All of the above inspired photographer and tinkerer Todd McLellan to dive in deep and see how it all comes together.

The end result is the Smithsonian Institution’s traveling exhibition “Things Come Apart,” on display through May 5 at the National Museum of Nuclear Science & History.

“This is probably one of my favorite exhibits that we’ve had at the museum in a while,” says Jennifer Hayden, the museum’s director of public relations and marketing. “The opening drew a lot of people and really engages an audience.”

It took two weeks for the museum to put up the exhibit.

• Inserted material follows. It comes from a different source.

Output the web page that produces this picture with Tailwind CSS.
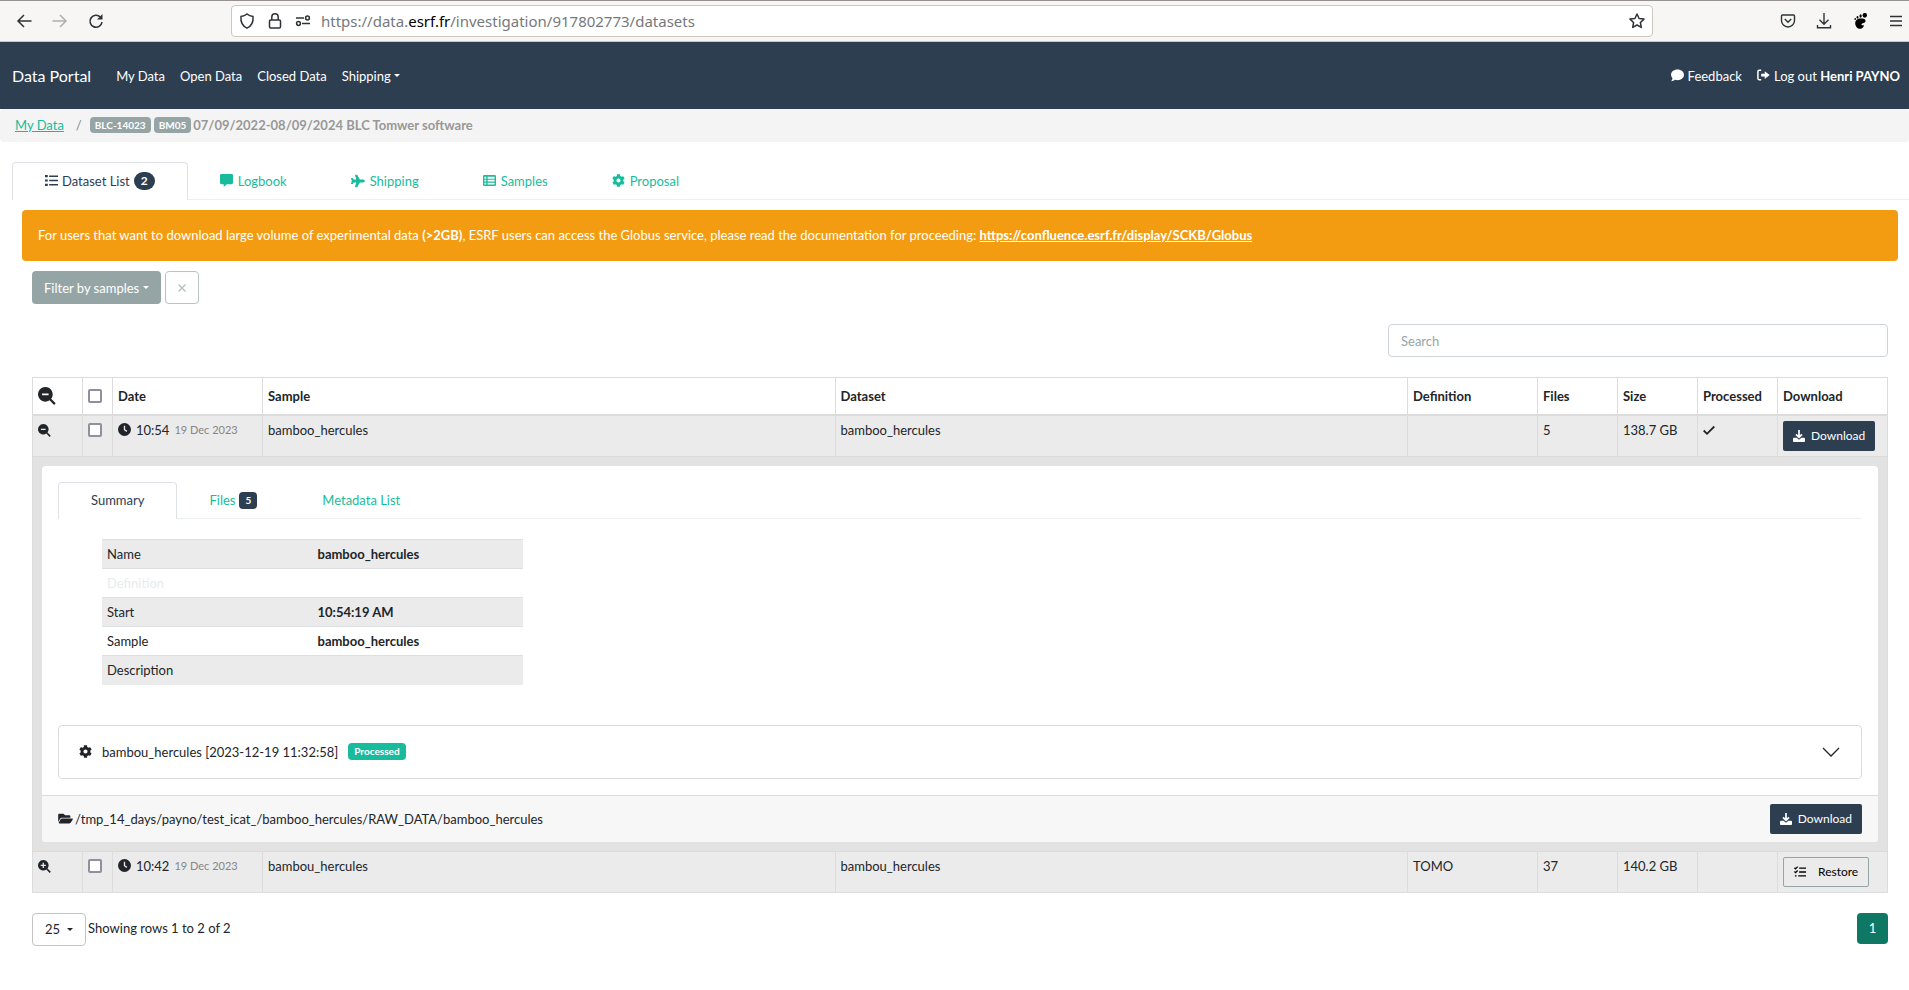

Through more than 40 photographs, videos and objects encased in acrylic, “Things Come Apart” displays the complex parts that have spurred revolutions in product design and functionality across multiple industries with the staying power of classic designs, from the ever-changing navigational systems to the evergreen bicycle.

McLellan spent countless hours disassembling objects of all sizes and functions – from a watch to a laptop and a Walkman to an upright piano – with painstaking precision into hundreds or even thousands of pieces.

With each object fully stripped to its bare parts, he methodically worked backward, laying out each item in reverse order from the protective case to the smallest circuits until the true scope of each design was captured.

The resulting images, grouped alongside other items built for similar purposes, provide a visual history lesson of mechanical innovation and highlight the contrast between Olf World craftsmanship and sleek modern engineering.

“We don’t always think about the tools we use, but working on this project has given me a greater respect for engineering of newer technology,” McLellan says. “It’s remarkable how much modern design packs into so little.”

Hayden says younger visitors to the exhibition will also have the opportunity to become part of the experience through the Smithsonian’s Lemelson Center’s Spark!Lab activities.

These collaborative, hands-on challenges offer hypothetical situations that allow critical thinking and team creativity to flourish and provide fun skill building in STEM, or science, technology, engineering and math.

The Spark!Lab activity kits are provided through a grant from the Smithsonian Women’s Committee.

Hayden says the museum was able to get the exhibit because it is an affiliate of the Smithsonian.

“We get about three or so traveling exhibits a year,” Hayden says. “In addition to focusing on nuclear history and science, the museum also focuses on STEM through our education department. Science, engineering and mathematics are important to us, and this exhibit helps us teach more about it.”